LONDON (Reuters) - British fund supermarket Hargreaves Lansdown overcame adverse publicity over the suspension of Neil Woodford’s flagship fund to increase full-year assets by 8.4% on a growing client base and net savings inflows, sending its shares higher.
The UK’s biggest online investing platform appeared to have weathered the ire of clients and policymakers since the June suspension of Woodford’s equity income fund, which Hargreaves had championed for years to its many retail savers.
Hargreaves said on Thursday that total assets under administration were 99.3 billion pounds at end-June, up from 91.6 billion pounds a year earlier and beating a company supplied consensus of 15 analysts for 98.7 billion pounds, helping to underpin a 7.7% rise in its shares.
“We recognise that there are industry headwinds and that the environment continues to be difficult and we remain vigilant to these conditions,” Chief Executive Chris Hill said.
A 133,000 rise in client numbers to 1.22 million combined with the trend for consolidating their savings on the Hargreaves platform drove net new business of 7.3 billion pounds, while market gains added a further 400 million pounds.

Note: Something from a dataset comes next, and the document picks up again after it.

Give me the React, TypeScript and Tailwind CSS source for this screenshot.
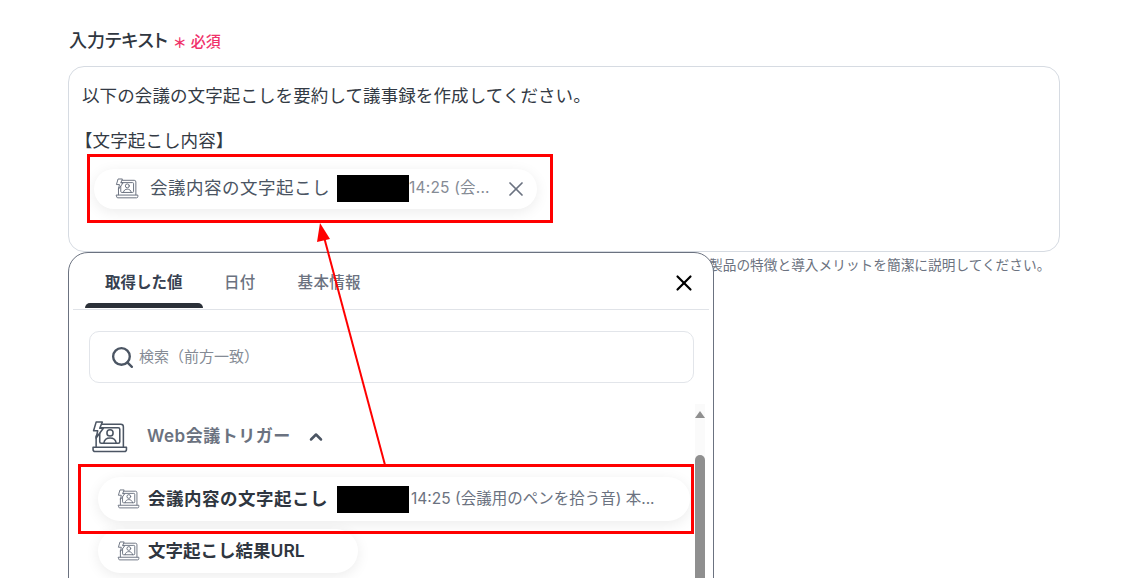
import { ChevronUp, Search, X } from 'lucide-react'

const font = 'font-["Inter","Noto_Sans_CJK_JP",sans-serif]'

function MeetingIcon({ className }: { className: string }) {
  return (
    <svg viewBox="0 0 36 32" fill="none" stroke="currentColor" strokeWidth="1.5" strokeLinejoin="round" strokeLinecap="round" className={className}>
      <path d="M11 3.5h18a2.5 2.5 0 0 1 2.5 2.5v19.5M5 25.5V15" />
      <rect x="8.5" y="7" width="19.5" height="15" rx="1.5" />
      <path d="M2 26h32.5v2.2a2 2 0 0 1-2 2H4a2 2 0 0 1-2-2z" />
      <path d="M5 1.5h6L8.5 7.5H12L5 17l1.5-7H2.5z" fill="white" />
      <circle cx="18.5" cy="12" r="3" />
      <path d="M12.5 22c.5-3.5 3-5 6-5s5.500 1.500 6 5" />
    </svg>
  )
}

function Tab({ label, active }: { label: string; active?: boolean }) {
  return (
    <div className={active ? 'relative w-[118px] pl-[20px] text-[15.500px] font-semibold text-[#374151]' : 'text-[15.500px] tracking-[0.3px] font-medium text-[#6b7280]'}>
      {label}
      {active && <div className="absolute left-0 right-0 top-[32px] h-[5px] rounded-t-[5px] bg-[#2b3038]" />}
    </div>
  )
}

export default function App() {
  return (
    <div className={`${font} relative h-[578px] w-[1129px] overflow-hidden bg-white pl-[68px] pt-[26px] text-[#374151]`}>
      <div className="flex h-[30px] items-center">
        <span className="-mt-[2px] pl-[1px] text-[18px] font-medium text-[#2f3640] [font-feature-settings:'palt']">入力テキスト</span>
        <span className="ml-[5px] mt-[4px] text-[14px] leading-none font-semibold text-[#f0336a]">＊</span>
        <span className="ml-[4px] mt-[2px] text-[15px] font-medium text-[#f0336a]">必須</span>
      </div>

      <div className="mt-[10px] h-[186px] w-[992px] rounded-[16px] border border-[#d6dbe2] px-[13px] pt-[18px] text-[17.500px] tracking-[0.1px] leading-[22.500px] text-[#333a44]">
        <p>以下の会議の文字起こしを要約して議事録を作成してください。</p>
        <p className="mt-[22.500px] -ml-[7px]">【文字起こし内容】</p>
        <div className="ml-[12px] mt-[16px] flex h-[40px] w-[443px] items-center rounded-full bg-white pl-[21px] pr-[9px] shadow-[0_3px_14px_rgba(0,0,0,0.08)]">
          <MeetingIcon className="h-[21px] w-[24px] shrink-0 text-[#6b7280]" />
          <span className="ml-[11px] w-[187px] shrink-0 text-[#4b5563] tracking-[0.5px]">会議内容の文字起こし</span>
          <div className="h-[27px] w-[72px] shrink-0 bg-black" />
          <span className="w-[90px] truncate text-[15.500px] tracking-[0.2px] text-[#858b95]">14:25 (会...</span>
          <X className="ml-auto h-[24px] w-[24px] text-[#6b7280]" strokeWidth={1.75} />
        </div>
      </div>

      <p className="mt-[3px] ml-[641px] text-[13.700px] text-[#6b7280]">製品の特徴と導入メリットを簡潔に説明してください。</p>

      {/* variable picker */}
      <div className="absolute left-[68px] top-[252px] h-[400px] w-[646px] rounded-t-[20px] border border-[#6b7280] bg-white">
        <div className="mx-[4px] flex h-[57px] items-center border-b border-[#e0e3e8] pl-[12px] pt-[4px]">
          <Tab label="取得した値" active />
          <div className="ml-[21px]"><Tab label="日付" /></div>
          <div className="ml-[42px]"><Tab label="基本情報" /></div>
          <X className="ml-auto mr-[12px] h-[26px] w-[26px] text-black" strokeWidth={2} />
        </div>

        <div className="mx-[20px] mt-[21px] flex h-[52px] w-[605px] items-center rounded-[10px] border border-[#e2e5ea] pl-[20px]">
          <Search className="h-[25px] w-[25px] text-[#4b5563]" strokeWidth={2.25} />
          <span className="ml-[4px] text-[15px] text-[#858b95]">検索（前方一致）</span>
        </div>

        <div className="relative mt-[21px] h-[300px]">
          {/* scrollbar */}
          <div className="absolute right-[8px] top-0 h-full w-[10px] bg-[#fafafa]">
            <div className="mx-auto mt-[7px] h-0 w-0 border-x-[5px] border-b-[7px] border-x-transparent border-b-[#8f8f8f]" />
            <div className="mt-[37px] h-[200px] w-[10px] rounded-full bg-[#8f8f8f]" />
          </div>

          <div className="ml-[22px] flex h-[60px] items-center pt-[5px]">
            <MeetingIcon className="h-[34px] w-[37px] text-[#4b5563]" />
            <span className="ml-[19px] text-[17px] tracking-[0.5px] font-semibold text-[#6b7280]">Web会議トリガー</span>
            <ChevronUp className="ml-[15px] h-[20px] w-[20px] text-[#4b5563]" strokeWidth={3} />
          </div>

          <div className="ml-[29px] mt-[13px] flex h-[44px] w-[592px] items-center rounded-full bg-white pl-[19px] shadow-[0_3px_14px_rgba(0,0,0,0.08)]">
            <MeetingIcon className="h-[20px] w-[23px] shrink-0 text-[#6b7280]" />
            <span className="ml-[8px] w-[189px] shrink-0 text-[17.500px] tracking-[0.5px] font-semibold text-[#2f3640]">会議内容の文字起こし</span>
            <div className="h-[27px] w-[72px] shrink-0 bg-black" />
            <span className="ml-[2px] text-[15.500px] text-[#6b7280]">14:25 (会議用のペンを拾う音) 本...</span>
          </div>

          <div className="ml-[29px] mt-[8px] flex h-[44px] w-[260px] items-center rounded-full bg-white pl-[19px] shadow-[0_3px_14px_rgba(0,0,0,0.08)]">
            <MeetingIcon className="h-[20px] w-[23px] shrink-0 text-[#6b7280]" />
            <span className="ml-[8px] text-[17.500px] font-semibold text-[#2f3640]">文字起こし結果URL</span>
          </div>
        </div>
      </div>

      {/* annotations added on top of the screenshot */}
      <div className="absolute left-[87px] top-[154px] h-[69px] w-[466px] border-[3px] border-[#ff0000]" />
      <div className="absolute left-[78px] top-[464px] h-[70px] w-[616px] border-[3px] border-[#ff0000]" />
      <svg className="absolute left-[300px] top-[215px] h-[255px] w-[100px]" viewBox="0 0 100 255" fill="none">
        <path d="M85 250 24 22" stroke="#ff0000" strokeWidth="2" />
        <path d="M20 8 30 24 17 27z" fill="#ff0000" />
      </svg>
    </div>
  )
}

However, Hargreaves said revenues were impacted by reduced client demand to trade shares given uncertainty around Brexit, while its decision to waive platform fees for clients affected by Woodford was costing 360,000 pounds a month.
Hargreaves’ promotion of the fund only ended on the day it was suspended, leaving nearly 300,000 clients trapped until it reopens for trading, something unlikely to happen until December, the fund’s Authorised Corporate Director has said.
Britain’s financial regulator is looking into the circumstances surrounding the fund’s suspension, which occurred when client demand to leave caused a liquidity squeeze.
Hill and other Hargreaves executives confirmed on Thursday they would give up their bonuses for the year over the affair.
“Our priority remains to support our clients and pressing for the Woodford Equity Income Fund to reopen as soon as is practicable, whilst protecting the interests of all investors,” Hill said.
Despite questions about the way Hargreaves constructs and markets its favourite fund picks, used by many clients to decide where to invest, it stood by its ‘Wealth 50’ list.
“We are committed to a favourite funds list as one of many tools which are important for our clients.”